Set down all of the data that follows word for word, without the images.

**DATA EXCERPT**
--------------------------------

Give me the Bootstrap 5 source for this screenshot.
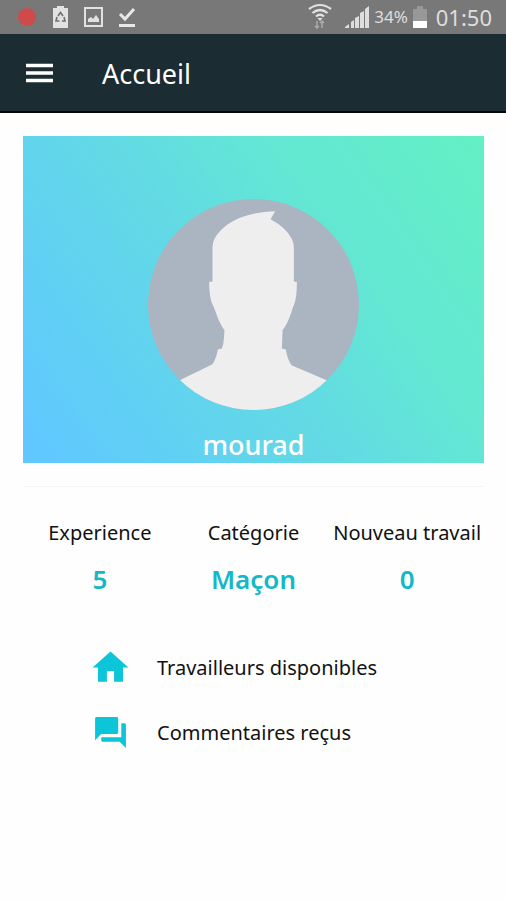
<!DOCTYPE html>
<html lang="fr">
<head>
<meta charset="utf-8">
<meta name="viewport" content="width=device-width, initial-scale=1">
<title>Accueil</title>
<link href="https://cdn.jsdelivr.net/npm/bootstrap@5.3.0/dist/css/bootstrap.min.css" rel="stylesheet">
<style>
body { font-family: "Noto Sans", sans-serif; background: #fefefe; color: #111; }
svg { display: block; flex: none; }
.status-bar { background: #787878; height: 34px; color: #dedede; padding: 0 14px 0 17px; }
.status-left { gap: 13px; }
.status-right { gap: 5px; }
.status-level { font-size: 17px; line-height: 32px; }
.status-clock { font-size: 22px; line-height: 32px; }
.app-bar { background: #1b2c33; height: 79px; border-bottom: 2px solid #02080b; padding: 3px 26px 0; gap: 48px; }
.app-title { font-size: 27px; line-height: 36px; color: #fff; }
.page-body { padding: 23px 22px 23px 23px; }
.profile { background: linear-gradient(55deg, #60c8ff 4%, #62dae4 46%, #63e7d4 68%, #63f0c4 100%); padding-top: 63px; }
.profile-name { font-size: 27px; line-height: 36px; padding: 17px 0 0; font-weight: 500; }
.stats { border-top: 1px solid #f4f4f4; margin-top: 23px; padding: 29px 0 38px; }
.stats-label { font-size: 20px; line-height: 34px; }
.stats-value { font-size: 26px; line-height: 36px; margin: 11px 0 0; font-weight: 600; color: #14b8c9; }
.menu-links { padding-left: 65px; }
.menu-item { height: 65px; gap: 25px; font-size: 20px; color: #111; }
.menu-icon { width: 44px; color: #0cc5d8; }
</style>
</head>
<body>
<div class="status-bar d-flex align-items-center justify-content-between">
  <div class="status-left d-flex align-items-center">
    <svg width="20" height="20" viewBox="0 0 20 20" aria-hidden="true"><circle cx="10" cy="10" r="9" fill="#cf4b4b"/></svg>
    <svg width="20" height="24" viewBox="0 0 20 24" aria-hidden="true"><path d="M7 1h7v2h4v20H3V3h4z" fill="#e2e2e2"/><path d="M8 11l2.500-3.500 2.500 3.500M14 12l1 4h-3M9.500 16H6l1-4" fill="none" stroke="#707070" stroke-width="1.600"/></svg>
    <svg width="20" height="22" viewBox="0 0 20 22" aria-hidden="true"><rect x="2" y="2" width="17" height="18" fill="none" stroke="#e2e2e2" stroke-width="2"/><path d="M5 16v-3l3-2 2 2 3-4 3 4v3z" fill="#e2e2e2"/></svg>
    <svg width="20" height="22" viewBox="0 0 20 22" aria-hidden="true"><path d="M4 8l5 5L18 3" fill="none" stroke="#e8e8e8" stroke-width="3"/><path d="M3 18h16v3H3z" fill="#e8e8e8"/></svg>
  </div>
  <div class="status-right d-flex align-items-center">
    <svg class="me-2" width="24" height="28" viewBox="0 0 24 28" aria-hidden="true"><g fill="none" stroke="#e2e2e2" stroke-width="2.200"><path d="M1 6q11-8 22 0M4.500 10q7.500-6 15 0M8 13.500q4-3.500 8 0"/></g><path d="M9.500 15h5L12 18z" fill="#e2e2e2"/><path d="M9 18v7m-2-2l2 2 2-2M14 25v-7m-2 2l2-2 2 2" fill="none" stroke="#aaa" stroke-width="1.500"/></svg>
    <svg width="24" height="24" viewBox="0 0 24 24" aria-hidden="true"><path d="M0 22l4-3v4H0zM6 17l3-2v8H6zM10 13l4-2v12h-4zM15 8l4-2v17h-4zM20 4l4-3v22h-4z" fill="#dedede"/></svg>
    <span class="status-level">34%</span>
    <svg width="14" height="24" viewBox="0 0 14 24" aria-hidden="true"><path d="M4 1h6v3h4v12H0V4h4z" fill="#989898"/><path d="M0 16h14v7H0z" fill="#fff"/></svg>
    <span class="status-clock ms-1">01:50</span>
  </div>
</div>
<header class="app-bar d-flex align-items-center">
  <button type="button" class="btn p-0 border-0 rounded-0" aria-label="Menu">
    <svg width="28" height="22" viewBox="0 0 28 22" aria-hidden="true"><path d="M0 2.500h27M0 10h27M0 17.500h27" stroke="#fff" stroke-width="3.400"/></svg>
  </button>
  <h1 class="app-title fw-normal m-0">Accueil</h1>
</header>
<main class="page-body">
  <section class="profile d-flex flex-column align-items-center">
    <svg width="211" height="211" viewBox="0 0 632 632" role="img" aria-label="Photo de profil">
      <defs><clipPath id="avatar-clip"><circle cx="316" cy="316" r="316"/></clipPath></defs>
      <g clip-path="url(#avatar-clip)">
        <path d="M0 0h632v632H0z" fill="#abb5c1"/>
        <path d="M381 37L367 61Q414 86 431 120Q437 132 437 150V248H446Q446 294 438 316C430 330 426 364 403 393L401 448 413 451Q417 480 430 498L535 543 632 632H0L95 543 193 495Q206 475 209 451L221 448Q227 440 229 393C208 364 204 336 193 315Q184 300 183 248H193V150Q193 125 205 109C240 62 301 39 381 37Z" fill="#eee"/>
      </g>
    </svg>
    <h2 class="profile-name text-white m-0">mourad</h2>
  </section>
  <section class="stats">
    <dl class="row g-0 text-center m-0">
      <div class="col-4"><dt class="stats-label fw-normal text-nowrap">Experience</dt><dd class="stats-value">5</dd></div>
      <div class="col-4"><dt class="stats-label fw-normal text-nowrap">Catégorie</dt><dd class="stats-value">Maçon</dd></div>
      <div class="col-4"><dt class="stats-label fw-normal text-nowrap">Nouveau travail</dt><dd class="stats-value">0</dd></div>
    </dl>
  </section>
  <nav class="menu-links d-flex flex-column" aria-label="Raccourcis">
    <a href="#travailleurs" class="menu-item d-flex align-items-center text-decoration-none">
      <span class="menu-icon d-flex justify-content-center"><svg width="43" height="43" viewBox="0 0 24 24" fill="currentColor" aria-hidden="true"><path d="M10 20v-6h4v6h5v-8h3L12 3 2 12h3v8z"/></svg></span>
      Travailleurs disponibles
    </a>
    <a href="#commentaires" class="menu-item d-flex align-items-center text-decoration-none">
      <span class="menu-icon d-flex justify-content-center"><svg width="37" height="37" viewBox="0 0 24 24" fill="currentColor" aria-hidden="true"><path d="M21 6h-2v9H6v2c0 .55.45 1 1 1h11l4 4V7c0-.55-.45-1-1-1zm-4 6V3c0-.55-.45-1-1-1H3c-.55 0-1 .45-1 1v14l4-4h10c.55 0 1-.45 1-1z"/></svg></span>
      Commentaires reçus
    </a>
  </nav>
</main>
<script src="https://cdn.jsdelivr.net/npm/bootstrap@5.3.0/dist/js/bootstrap.bundle.min.js"></script>
</body>
</html>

--------------------------------

**OUTPUT**
Give me the Bootstrap 5 source for this screenshot.
<!DOCTYPE html>
<html lang="fr">
<head>
<meta charset="utf-8">
<meta name="viewport" content="width=device-width, initial-scale=1">
<title>Accueil</title>
<link href="https://cdn.jsdelivr.net/npm/bootstrap@5.3.0/dist/css/bootstrap.min.css" rel="stylesheet">
<style>
body { font-family: "Noto Sans", sans-serif; background: #fefefe; color: #111; }
svg { display: block; flex: none; }
.status-bar { background: #787878; height: 34px; color: #dedede; padding: 0 14px 0 17px; }
.status-left { gap: 13px; }
.status-right { gap: 5px; }
.status-level { font-size: 17px; line-height: 32px; }
.status-clock { font-size: 22px; line-height: 32px; }
.app-bar { background: #1b2c33; height: 79px; border-bottom: 2px solid #02080b; padding: 3px 26px 0; gap: 48px; }
.app-title { font-size: 27px; line-height: 36px; color: #fff; }
.page-body { padding: 23px 22px 23px 23px; }
.profile { background: linear-gradient(55deg, #60c8ff 4%, #62dae4 46%, #63e7d4 68%, #63f0c4 100%); padding-top: 63px; }
.profile-name { font-size: 27px; line-height: 36px; padding: 17px 0 0; font-weight: 500; }
.stats { border-top: 1px solid #f4f4f4; margin-top: 23px; padding: 29px 0 38px; }
.stats-label { font-size: 20px; line-height: 34px; }
.stats-value { font-size: 26px; line-height: 36px; margin: 11px 0 0; font-weight: 600; color: #14b8c9; }
.menu-links { padding-left: 65px; }
.menu-item { height: 65px; gap: 25px; font-size: 20px; color: #111; }
.menu-icon { width: 44px; color: #0cc5d8; }
</style>
</head>
<body>
<div class="status-bar d-flex align-items-center justify-content-between">
  <div class="status-left d-flex align-items-center">
    <svg width="20" height="20" viewBox="0 0 20 20" aria-hidden="true"><circle cx="10" cy="10" r="9" fill="#cf4b4b"/></svg>
    <svg width="20" height="24" viewBox="0 0 20 24" aria-hidden="true"><path d="M7 1h7v2h4v20H3V3h4z" fill="#e2e2e2"/><path d="M8 11l2.500-3.500 2.500 3.500M14 12l1 4h-3M9.500 16H6l1-4" fill="none" stroke="#707070" stroke-width="1.600"/></svg>
    <svg width="20" height="22" viewBox="0 0 20 22" aria-hidden="true"><rect x="2" y="2" width="17" height="18" fill="none" stroke="#e2e2e2" stroke-width="2"/><path d="M5 16v-3l3-2 2 2 3-4 3 4v3z" fill="#e2e2e2"/></svg>
    <svg width="20" height="22" viewBox="0 0 20 22" aria-hidden="true"><path d="M4 8l5 5L18 3" fill="none" stroke="#e8e8e8" stroke-width="3"/><path d="M3 18h16v3H3z" fill="#e8e8e8"/></svg>
  </div>
  <div class="status-right d-flex align-items-center">
    <svg class="me-2" width="24" height="28" viewBox="0 0 24 28" aria-hidden="true"><g fill="none" stroke="#e2e2e2" stroke-width="2.200"><path d="M1 6q11-8 22 0M4.500 10q7.500-6 15 0M8 13.500q4-3.500 8 0"/></g><path d="M9.500 15h5L12 18z" fill="#e2e2e2"/><path d="M9 18v7m-2-2l2 2 2-2M14 25v-7m-2 2l2-2 2 2" fill="none" stroke="#aaa" stroke-width="1.500"/></svg>
    <svg width="24" height="24" viewBox="0 0 24 24" aria-hidden="true"><path d="M0 22l4-3v4H0zM6 17l3-2v8H6zM10 13l4-2v12h-4zM15 8l4-2v17h-4zM20 4l4-3v22h-4z" fill="#dedede"/></svg>
    <span class="status-level">34%</span>
    <svg width="14" height="24" viewBox="0 0 14 24" aria-hidden="true"><path d="M4 1h6v3h4v12H0V4h4z" fill="#989898"/><path d="M0 16h14v7H0z" fill="#fff"/></svg>
    <span class="status-clock ms-1">01:50</span>
  </div>
</div>
<header class="app-bar d-flex align-items-center">
  <button type="button" class="btn p-0 border-0 rounded-0" aria-label="Menu">
    <svg width="28" height="22" viewBox="0 0 28 22" aria-hidden="true"><path d="M0 2.500h27M0 10h27M0 17.500h27" stroke="#fff" stroke-width="3.400"/></svg>
  </button>
  <h1 class="app-title fw-normal m-0">Accueil</h1>
</header>
<main class="page-body">
  <section class="profile d-flex flex-column align-items-center">
    <svg width="211" height="211" viewBox="0 0 632 632" role="img" aria-label="Photo de profil">
      <defs><clipPath id="avatar-clip"><circle cx="316" cy="316" r="316"/></clipPath></defs>
      <g clip-path="url(#avatar-clip)">
        <path d="M0 0h632v632H0z" fill="#abb5c1"/>
        <path d="M381 37L367 61Q414 86 431 120Q437 132 437 150V248H446Q446 294 438 316C430 330 426 364 403 393L401 448 413 451Q417 480 430 498L535 543 632 632H0L95 543 193 495Q206 475 209 451L221 448Q227 440 229 393C208 364 204 336 193 315Q184 300 183 248H193V150Q193 125 205 109C240 62 301 39 381 37Z" fill="#eee"/>
      </g>
    </svg>
    <h2 class="profile-name text-white m-0">mourad</h2>
  </section>
  <section class="stats">
    <dl class="row g-0 text-center m-0">
      <div class="col-4"><dt class="stats-label fw-normal text-nowrap">Experience</dt><dd class="stats-value">5</dd></div>
      <div class="col-4"><dt class="stats-label fw-normal text-nowrap">Catégorie</dt><dd class="stats-value">Maçon</dd></div>
      <div class="col-4"><dt class="stats-label fw-normal text-nowrap">Nouveau travail</dt><dd class="stats-value">0</dd></div>
    </dl>
  </section>
  <nav class="menu-links d-flex flex-column" aria-label="Raccourcis">
    <a href="#travailleurs" class="menu-item d-flex align-items-center text-decoration-none">
      <span class="menu-icon d-flex justify-content-center"><svg width="43" height="43" viewBox="0 0 24 24" fill="currentColor" aria-hidden="true"><path d="M10 20v-6h4v6h5v-8h3L12 3 2 12h3v8z"/></svg></span>
      Travailleurs disponibles
    </a>
    <a href="#commentaires" class="menu-item d-flex align-items-center text-decoration-none">
      <span class="menu-icon d-flex justify-content-center"><svg width="37" height="37" viewBox="0 0 24 24" fill="currentColor" aria-hidden="true"><path d="M21 6h-2v9H6v2c0 .55.45 1 1 1h11l4 4V7c0-.55-.45-1-1-1zm-4 6V3c0-.55-.45-1-1-1H3c-.55 0-1 .45-1 1v14l4-4h10c.55 0 1-.45 1-1z"/></svg></span>
      Commentaires reçus
    </a>
  </nav>
</main>
<script src="https://cdn.jsdelivr.net/npm/bootstrap@5.3.0/dist/js/bootstrap.bundle.min.js"></script>
</body>
</html>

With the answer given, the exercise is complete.